* Set exercise:
Collect every line below that contains the word "this".

* Extracted information:
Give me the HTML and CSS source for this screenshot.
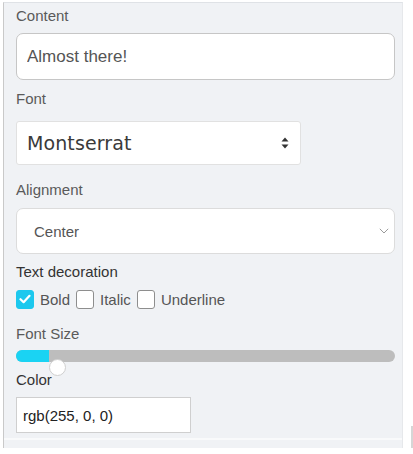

...

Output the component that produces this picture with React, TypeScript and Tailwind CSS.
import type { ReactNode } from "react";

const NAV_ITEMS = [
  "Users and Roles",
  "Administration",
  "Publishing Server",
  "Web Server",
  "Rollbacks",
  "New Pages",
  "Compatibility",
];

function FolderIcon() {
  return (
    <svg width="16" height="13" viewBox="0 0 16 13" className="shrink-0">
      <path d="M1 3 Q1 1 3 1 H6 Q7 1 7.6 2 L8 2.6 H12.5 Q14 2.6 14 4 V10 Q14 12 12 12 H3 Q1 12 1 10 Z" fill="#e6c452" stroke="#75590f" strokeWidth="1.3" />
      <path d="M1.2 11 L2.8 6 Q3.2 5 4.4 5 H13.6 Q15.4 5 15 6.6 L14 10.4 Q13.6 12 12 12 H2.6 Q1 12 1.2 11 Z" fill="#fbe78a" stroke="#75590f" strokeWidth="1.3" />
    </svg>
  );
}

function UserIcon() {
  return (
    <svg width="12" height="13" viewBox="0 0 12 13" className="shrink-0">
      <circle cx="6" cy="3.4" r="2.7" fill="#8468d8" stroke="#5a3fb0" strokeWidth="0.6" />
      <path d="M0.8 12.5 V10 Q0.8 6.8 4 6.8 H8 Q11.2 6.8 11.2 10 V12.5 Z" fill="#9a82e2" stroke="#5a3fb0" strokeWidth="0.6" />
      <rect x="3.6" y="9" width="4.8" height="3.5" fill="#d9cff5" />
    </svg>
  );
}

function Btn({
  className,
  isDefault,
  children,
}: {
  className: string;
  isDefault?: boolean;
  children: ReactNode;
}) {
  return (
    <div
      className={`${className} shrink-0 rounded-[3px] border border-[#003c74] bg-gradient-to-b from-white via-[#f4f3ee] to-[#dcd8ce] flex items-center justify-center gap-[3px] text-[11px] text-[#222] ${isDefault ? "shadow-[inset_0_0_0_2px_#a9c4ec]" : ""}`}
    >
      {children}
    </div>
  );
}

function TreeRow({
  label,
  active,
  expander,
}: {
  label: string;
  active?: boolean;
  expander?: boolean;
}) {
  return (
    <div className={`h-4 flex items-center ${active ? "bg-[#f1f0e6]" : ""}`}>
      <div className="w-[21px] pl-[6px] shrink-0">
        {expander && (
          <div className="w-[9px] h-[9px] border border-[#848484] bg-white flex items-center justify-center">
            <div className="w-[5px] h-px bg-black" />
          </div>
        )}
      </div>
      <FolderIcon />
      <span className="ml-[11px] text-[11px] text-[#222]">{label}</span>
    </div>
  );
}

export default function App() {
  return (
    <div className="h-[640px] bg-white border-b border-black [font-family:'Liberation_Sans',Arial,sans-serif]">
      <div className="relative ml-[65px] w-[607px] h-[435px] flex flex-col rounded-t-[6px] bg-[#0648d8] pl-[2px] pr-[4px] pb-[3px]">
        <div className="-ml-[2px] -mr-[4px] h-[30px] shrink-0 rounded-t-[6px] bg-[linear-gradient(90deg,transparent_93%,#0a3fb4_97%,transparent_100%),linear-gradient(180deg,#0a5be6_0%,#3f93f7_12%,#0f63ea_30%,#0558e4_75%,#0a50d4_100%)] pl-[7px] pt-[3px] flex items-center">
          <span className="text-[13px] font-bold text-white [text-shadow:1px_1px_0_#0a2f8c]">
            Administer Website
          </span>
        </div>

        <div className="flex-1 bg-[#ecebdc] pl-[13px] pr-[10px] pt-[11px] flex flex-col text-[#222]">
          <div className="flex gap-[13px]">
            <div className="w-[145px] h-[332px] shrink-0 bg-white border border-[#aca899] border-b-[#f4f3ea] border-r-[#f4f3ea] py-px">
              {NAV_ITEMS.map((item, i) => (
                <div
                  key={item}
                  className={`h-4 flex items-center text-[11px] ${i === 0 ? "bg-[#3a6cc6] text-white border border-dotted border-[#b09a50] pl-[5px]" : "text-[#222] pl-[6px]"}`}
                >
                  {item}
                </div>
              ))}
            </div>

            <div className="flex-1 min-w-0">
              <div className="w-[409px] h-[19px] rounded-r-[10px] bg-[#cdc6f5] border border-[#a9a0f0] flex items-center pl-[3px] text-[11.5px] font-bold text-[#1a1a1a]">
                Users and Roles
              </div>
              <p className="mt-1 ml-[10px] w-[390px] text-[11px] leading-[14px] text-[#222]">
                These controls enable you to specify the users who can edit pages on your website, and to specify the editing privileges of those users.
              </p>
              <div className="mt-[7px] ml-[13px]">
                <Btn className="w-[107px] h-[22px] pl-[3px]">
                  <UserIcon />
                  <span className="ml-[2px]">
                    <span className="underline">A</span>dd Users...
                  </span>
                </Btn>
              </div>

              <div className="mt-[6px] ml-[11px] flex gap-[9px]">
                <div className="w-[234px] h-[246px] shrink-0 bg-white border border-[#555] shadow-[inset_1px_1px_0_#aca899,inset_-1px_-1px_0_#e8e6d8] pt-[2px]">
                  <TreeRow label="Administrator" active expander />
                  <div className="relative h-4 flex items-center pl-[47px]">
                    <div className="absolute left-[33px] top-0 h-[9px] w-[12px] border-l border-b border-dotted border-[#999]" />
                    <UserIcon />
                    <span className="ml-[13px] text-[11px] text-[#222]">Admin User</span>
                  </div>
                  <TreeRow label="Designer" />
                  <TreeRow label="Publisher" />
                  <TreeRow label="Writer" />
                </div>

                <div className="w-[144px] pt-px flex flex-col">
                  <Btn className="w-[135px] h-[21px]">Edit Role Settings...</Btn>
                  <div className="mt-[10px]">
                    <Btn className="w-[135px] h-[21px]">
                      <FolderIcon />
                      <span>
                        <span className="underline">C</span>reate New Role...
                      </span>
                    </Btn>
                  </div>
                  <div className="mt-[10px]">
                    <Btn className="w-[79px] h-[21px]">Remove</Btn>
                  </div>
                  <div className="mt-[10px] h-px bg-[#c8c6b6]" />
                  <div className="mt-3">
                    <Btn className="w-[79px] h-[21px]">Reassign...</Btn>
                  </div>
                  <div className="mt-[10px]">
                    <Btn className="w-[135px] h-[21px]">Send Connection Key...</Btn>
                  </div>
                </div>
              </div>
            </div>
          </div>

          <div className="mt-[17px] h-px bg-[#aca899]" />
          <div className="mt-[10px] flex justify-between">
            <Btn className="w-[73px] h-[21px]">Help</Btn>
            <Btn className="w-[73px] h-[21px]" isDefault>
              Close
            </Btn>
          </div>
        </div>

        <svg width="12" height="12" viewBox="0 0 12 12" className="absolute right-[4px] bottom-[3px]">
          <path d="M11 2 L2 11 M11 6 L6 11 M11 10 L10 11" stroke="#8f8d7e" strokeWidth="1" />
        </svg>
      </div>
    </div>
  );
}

* Response below:
Give me the HTML and CSS source for this screenshot.
Output the component that produces this picture with React, TypeScript and Tailwind CSS.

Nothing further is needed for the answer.